Switching gears in a Presidential campaign noted for its rancor and unrelenting attacks from both sides, Republican Presidential nominee Mitt Romney Wednesday toned down he rhetoric and preached unity at a stop in Tampa, Florida.
In a return to campaign trail after both candidates suspended politicking during Superstorm Sandy’s devastating assault on the Mid-Atlantic and Northeastern United States, Romney said:
We love all of our fellow citizens. We come together in times like this, and we want to make sure that they have a speedy and quick recovery from their financial and, in many cases, personal loss.

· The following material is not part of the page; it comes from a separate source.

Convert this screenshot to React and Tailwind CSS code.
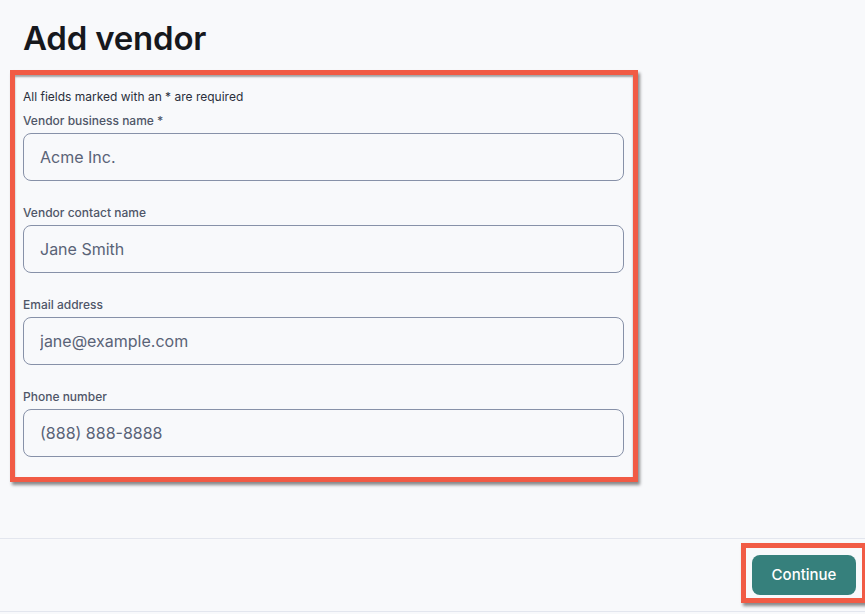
import { useState } from "react";

const fields = [
    { label: "Vendor business name *", placeholder: "Acme Inc." },
    { label: "Vendor contact name", placeholder: "Jane Smith" },
    { label: "Email address", placeholder: "jane@example.com" },
    { label: "Phone number", placeholder: "(888) 888-8888" },
];

export default function App(){

    const [values, setValues] = useState({});

    return(
        <div className="h-[614px] flex flex-col bg-[#f8f9fb] text-[#1f2433]" style={{ fontFamily: "Inter, 'Noto Sans', sans-serif" }}>

            <div className="flex-1 px-[10px]">
                <h1 className="pt-[18px] pl-[13px] text-[33px] leading-[40px] font-semibold tracking-[-0.2px] text-[#16181d]">Add vendor</h1>

                <div className="mt-[12px] w-[628px] border-[5px] border-[#f15b45] shadow-[2px_3px_3px_rgba(0,0,0,0.45),inset_0_2px_2px_rgba(0,0,0,0.35)] pl-[8px] pr-[9px] pt-[14px] pb-[20px]">
                    <p className="text-[12px] leading-[16px] text-[#2a2f3c]">All fields marked with an * are required</p>

                    <div className="flex flex-col gap-[24px] mt-[8px]">
                        {fields.map((f, i) => (
                            <div key={i} className="flex flex-col">
                                <label className="text-[12px] leading-[16px] font-medium text-[#4f5668]">{f.label}</label>
                                <input
                                    className="mt-[4px] h-[48px] w-full rounded-[8px] border border-[#8791a8] bg-[#f8f9fb] px-[16px] text-[16px] text-[#5a6377] placeholder:text-[#5a6377] outline-none"
                                    placeholder={f.placeholder}
                                    value={values[i] || ''}
                                    onChange={ev => setValues({ ...values, [i]: ev.target.value })}
                                />
                            </div>
                        ))}
                    </div>
                </div>
            </div>

            <div className="h-[74px] border-t border-b border-[#e3e6ee] flex items-start justify-end pt-[4px] mr-[-2px] mb-[2px]">
                <div className="border-[5px] border-[#f15b45] shadow-[2px_3px_3px_rgba(0,0,0,0.45)] pl-[6px] pr-[6px] pt-[7px] pb-[3px]">
                    <button className="h-[40px] w-[104px] rounded-[8px] bg-[#36807c] text-white text-[15px] font-medium">Continue</button>
                </div>
            </div>
        </div>
    )
}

Political strategists tell Capitol Hill Blue that Romney has no other choice if he wants to avoid backlash and find a way to recapture the momentum that appears to be on his side before the weekend storm that killed at least 74 and wreaked havoc from North Carolina to Maine.
“Romney has to be very careful now,” one top GOP strategist said. “The President has the spotlight and with less than a week to go, neither side can be viewed as using the disaster for political gain.
Romney did not mention Obama by name during his Tampa stop but did says “I don’t just talk about change. I actually have a plan to execute change and make it happen.”
People coming together is what’s also going to happen, I believe, on Nov. 7th. I could not be in this race if I were not an optimist. I believe in the future of this country. I know we have huge challenges, but I’m not frightened by them. I’m invigorated by the challenge. We’re going to take on these challenges, we’re going to overcome them.
Romney senior adviser Kevin Madden told reporters that the Republican nominee intended to take a more positive approach in the wake of the storm.
“Our focus today is going to continue to be to strike a more positive tone about what the governor would do on day one of a Romney presidency.”
Former Florida Gov. Jeb Bush appeared with Romney.